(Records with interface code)
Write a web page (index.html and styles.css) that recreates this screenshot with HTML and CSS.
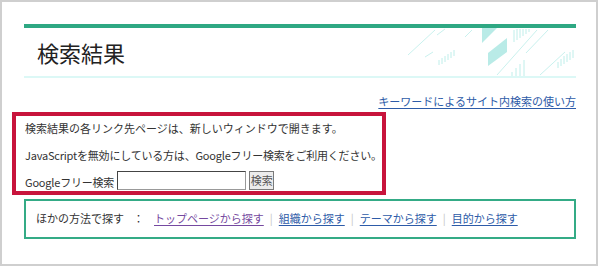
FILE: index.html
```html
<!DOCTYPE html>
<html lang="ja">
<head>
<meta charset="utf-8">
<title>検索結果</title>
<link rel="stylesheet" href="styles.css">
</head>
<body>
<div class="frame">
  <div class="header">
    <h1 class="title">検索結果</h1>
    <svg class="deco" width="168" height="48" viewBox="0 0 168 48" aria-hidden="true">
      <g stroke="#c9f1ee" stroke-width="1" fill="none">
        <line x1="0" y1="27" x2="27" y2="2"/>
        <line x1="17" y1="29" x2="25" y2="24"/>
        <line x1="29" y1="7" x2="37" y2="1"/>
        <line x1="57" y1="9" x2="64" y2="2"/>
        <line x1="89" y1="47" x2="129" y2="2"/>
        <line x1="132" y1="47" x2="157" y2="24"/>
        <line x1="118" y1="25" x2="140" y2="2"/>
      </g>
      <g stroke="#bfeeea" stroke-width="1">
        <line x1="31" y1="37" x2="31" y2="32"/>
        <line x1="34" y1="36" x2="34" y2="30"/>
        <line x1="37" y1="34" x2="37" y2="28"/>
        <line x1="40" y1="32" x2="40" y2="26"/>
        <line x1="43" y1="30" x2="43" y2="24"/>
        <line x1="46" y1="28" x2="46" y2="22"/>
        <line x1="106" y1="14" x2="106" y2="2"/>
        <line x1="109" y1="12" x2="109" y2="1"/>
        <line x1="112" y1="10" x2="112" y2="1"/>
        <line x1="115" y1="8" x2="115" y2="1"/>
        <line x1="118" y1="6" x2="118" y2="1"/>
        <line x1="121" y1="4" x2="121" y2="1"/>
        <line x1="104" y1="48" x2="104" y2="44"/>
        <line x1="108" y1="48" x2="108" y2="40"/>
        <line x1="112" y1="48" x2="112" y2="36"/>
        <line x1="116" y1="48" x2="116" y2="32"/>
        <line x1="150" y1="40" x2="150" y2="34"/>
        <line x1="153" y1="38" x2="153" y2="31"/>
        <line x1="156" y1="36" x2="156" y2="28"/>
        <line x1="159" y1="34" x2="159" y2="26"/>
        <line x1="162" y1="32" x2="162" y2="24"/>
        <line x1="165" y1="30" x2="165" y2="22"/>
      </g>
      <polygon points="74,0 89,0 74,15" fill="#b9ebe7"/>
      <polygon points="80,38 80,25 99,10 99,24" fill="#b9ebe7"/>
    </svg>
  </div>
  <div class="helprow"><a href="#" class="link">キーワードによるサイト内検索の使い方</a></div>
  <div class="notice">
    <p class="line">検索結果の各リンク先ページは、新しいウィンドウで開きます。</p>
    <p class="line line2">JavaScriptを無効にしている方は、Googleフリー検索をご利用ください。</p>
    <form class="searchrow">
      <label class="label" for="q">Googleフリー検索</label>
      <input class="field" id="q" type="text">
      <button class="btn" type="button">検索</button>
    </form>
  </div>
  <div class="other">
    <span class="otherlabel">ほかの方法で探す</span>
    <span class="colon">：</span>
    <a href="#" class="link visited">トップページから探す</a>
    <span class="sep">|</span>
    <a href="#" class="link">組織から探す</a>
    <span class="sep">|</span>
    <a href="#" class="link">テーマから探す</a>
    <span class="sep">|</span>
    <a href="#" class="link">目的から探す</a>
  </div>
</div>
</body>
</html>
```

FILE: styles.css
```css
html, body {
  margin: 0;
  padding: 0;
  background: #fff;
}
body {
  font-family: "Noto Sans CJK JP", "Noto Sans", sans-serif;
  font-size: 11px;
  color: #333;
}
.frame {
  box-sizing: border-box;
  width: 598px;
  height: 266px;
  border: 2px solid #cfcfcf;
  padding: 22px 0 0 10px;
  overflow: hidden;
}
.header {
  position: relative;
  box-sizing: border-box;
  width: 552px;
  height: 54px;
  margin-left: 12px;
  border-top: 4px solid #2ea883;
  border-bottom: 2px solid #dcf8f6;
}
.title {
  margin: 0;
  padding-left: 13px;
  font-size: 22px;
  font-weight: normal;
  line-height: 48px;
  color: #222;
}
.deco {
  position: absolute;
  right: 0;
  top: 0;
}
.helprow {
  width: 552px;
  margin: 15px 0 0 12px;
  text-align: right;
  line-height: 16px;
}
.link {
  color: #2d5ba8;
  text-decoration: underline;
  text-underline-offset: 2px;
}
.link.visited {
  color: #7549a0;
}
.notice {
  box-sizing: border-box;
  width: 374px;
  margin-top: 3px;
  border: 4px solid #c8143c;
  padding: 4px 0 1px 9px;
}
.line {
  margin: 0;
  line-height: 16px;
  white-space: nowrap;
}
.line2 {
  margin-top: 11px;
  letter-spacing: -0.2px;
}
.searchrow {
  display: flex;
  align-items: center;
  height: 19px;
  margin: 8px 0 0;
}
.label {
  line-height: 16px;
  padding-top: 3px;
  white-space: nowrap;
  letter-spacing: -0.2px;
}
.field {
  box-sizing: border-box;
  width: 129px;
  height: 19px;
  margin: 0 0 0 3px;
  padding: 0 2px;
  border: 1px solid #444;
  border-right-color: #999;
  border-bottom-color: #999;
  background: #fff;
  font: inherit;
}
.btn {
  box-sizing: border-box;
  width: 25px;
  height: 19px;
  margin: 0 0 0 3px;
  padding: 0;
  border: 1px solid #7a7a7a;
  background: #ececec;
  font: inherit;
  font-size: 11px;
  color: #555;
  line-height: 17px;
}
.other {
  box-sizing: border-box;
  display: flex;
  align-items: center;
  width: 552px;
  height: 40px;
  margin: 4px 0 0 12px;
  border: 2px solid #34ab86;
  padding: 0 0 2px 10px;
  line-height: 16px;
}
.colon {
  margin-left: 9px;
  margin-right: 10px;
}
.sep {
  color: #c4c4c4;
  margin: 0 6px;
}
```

* * *

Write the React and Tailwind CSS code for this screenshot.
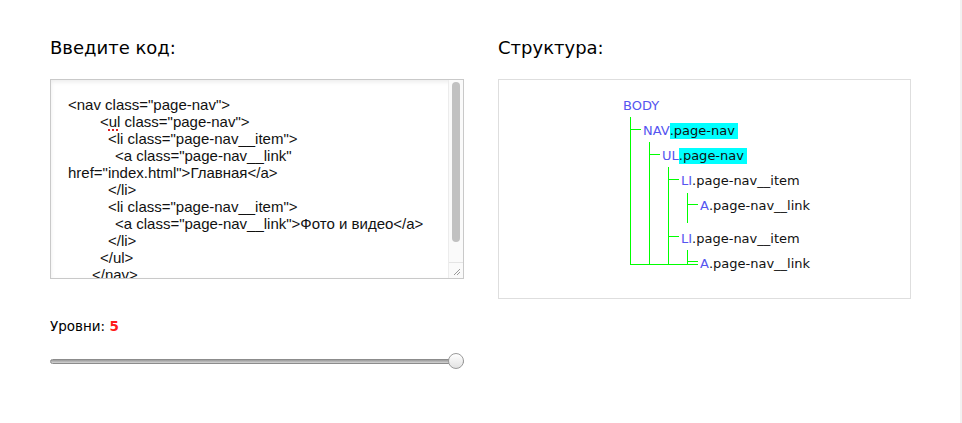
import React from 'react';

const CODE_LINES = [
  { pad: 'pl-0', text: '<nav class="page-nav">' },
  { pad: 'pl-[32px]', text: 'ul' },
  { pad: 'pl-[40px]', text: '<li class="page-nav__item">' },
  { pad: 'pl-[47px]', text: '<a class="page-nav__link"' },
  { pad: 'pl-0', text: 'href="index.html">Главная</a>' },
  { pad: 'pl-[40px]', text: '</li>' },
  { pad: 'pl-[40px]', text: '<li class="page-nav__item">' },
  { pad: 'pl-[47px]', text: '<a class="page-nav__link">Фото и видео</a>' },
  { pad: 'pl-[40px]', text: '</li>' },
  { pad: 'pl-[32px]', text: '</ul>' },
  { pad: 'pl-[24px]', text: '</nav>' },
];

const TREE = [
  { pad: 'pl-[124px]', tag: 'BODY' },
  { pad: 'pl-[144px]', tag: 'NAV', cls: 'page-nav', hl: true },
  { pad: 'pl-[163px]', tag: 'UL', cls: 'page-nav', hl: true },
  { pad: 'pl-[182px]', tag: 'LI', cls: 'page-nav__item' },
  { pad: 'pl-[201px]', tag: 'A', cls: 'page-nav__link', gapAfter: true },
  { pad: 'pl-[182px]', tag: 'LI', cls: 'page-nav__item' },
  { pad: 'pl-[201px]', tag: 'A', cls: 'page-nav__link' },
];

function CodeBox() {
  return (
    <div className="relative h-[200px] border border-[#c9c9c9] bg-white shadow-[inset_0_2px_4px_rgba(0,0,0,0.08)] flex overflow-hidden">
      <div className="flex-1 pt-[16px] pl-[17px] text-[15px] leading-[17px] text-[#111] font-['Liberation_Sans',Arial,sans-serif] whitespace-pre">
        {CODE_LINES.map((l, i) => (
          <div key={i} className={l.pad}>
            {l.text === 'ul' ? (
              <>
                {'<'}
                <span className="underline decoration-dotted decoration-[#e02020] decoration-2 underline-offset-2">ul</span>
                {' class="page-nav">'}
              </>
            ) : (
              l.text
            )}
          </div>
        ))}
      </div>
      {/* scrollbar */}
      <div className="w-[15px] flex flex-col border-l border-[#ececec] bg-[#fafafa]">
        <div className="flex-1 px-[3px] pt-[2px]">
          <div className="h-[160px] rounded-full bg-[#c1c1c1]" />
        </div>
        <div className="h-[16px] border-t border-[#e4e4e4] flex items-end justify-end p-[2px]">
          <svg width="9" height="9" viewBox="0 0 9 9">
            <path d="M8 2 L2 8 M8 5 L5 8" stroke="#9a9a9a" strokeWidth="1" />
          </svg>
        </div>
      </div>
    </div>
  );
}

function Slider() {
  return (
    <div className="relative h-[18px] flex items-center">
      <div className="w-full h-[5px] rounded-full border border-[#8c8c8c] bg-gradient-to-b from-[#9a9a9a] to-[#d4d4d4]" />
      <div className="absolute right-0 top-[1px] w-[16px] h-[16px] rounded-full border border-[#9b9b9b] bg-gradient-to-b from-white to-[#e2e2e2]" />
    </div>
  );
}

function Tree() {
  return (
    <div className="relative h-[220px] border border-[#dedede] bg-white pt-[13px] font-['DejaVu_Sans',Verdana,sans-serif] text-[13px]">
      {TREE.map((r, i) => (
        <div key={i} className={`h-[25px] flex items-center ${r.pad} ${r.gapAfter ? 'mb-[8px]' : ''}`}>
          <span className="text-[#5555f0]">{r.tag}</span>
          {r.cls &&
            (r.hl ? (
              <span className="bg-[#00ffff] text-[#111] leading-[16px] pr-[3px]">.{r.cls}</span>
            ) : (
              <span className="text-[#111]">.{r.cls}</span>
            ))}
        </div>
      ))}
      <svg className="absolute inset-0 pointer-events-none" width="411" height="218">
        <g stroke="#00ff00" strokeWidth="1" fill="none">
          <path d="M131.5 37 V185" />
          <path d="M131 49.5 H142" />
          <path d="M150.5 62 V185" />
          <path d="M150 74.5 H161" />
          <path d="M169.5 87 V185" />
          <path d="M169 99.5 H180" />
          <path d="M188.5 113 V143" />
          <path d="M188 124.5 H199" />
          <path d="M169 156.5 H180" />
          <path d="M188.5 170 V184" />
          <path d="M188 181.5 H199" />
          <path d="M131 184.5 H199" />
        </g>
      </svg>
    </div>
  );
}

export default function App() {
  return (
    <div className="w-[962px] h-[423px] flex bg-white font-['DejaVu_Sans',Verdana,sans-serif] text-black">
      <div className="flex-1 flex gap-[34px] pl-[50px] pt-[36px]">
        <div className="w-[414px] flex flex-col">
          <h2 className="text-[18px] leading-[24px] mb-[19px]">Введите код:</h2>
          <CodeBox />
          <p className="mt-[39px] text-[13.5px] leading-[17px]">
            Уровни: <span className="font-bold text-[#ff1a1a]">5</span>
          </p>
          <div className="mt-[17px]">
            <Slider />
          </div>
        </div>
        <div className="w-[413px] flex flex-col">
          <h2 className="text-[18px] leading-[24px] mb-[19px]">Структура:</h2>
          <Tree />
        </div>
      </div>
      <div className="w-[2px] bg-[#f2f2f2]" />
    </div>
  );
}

WHAT TO PRODUCE: Begin with the line that contains "Write the React", end with the line that contains "import React from 'react';", and set down every line in that range exactly as it stands, minus the pictures.

TASK RESPONSE:
Write the React and Tailwind CSS code for this screenshot.
import React from 'react';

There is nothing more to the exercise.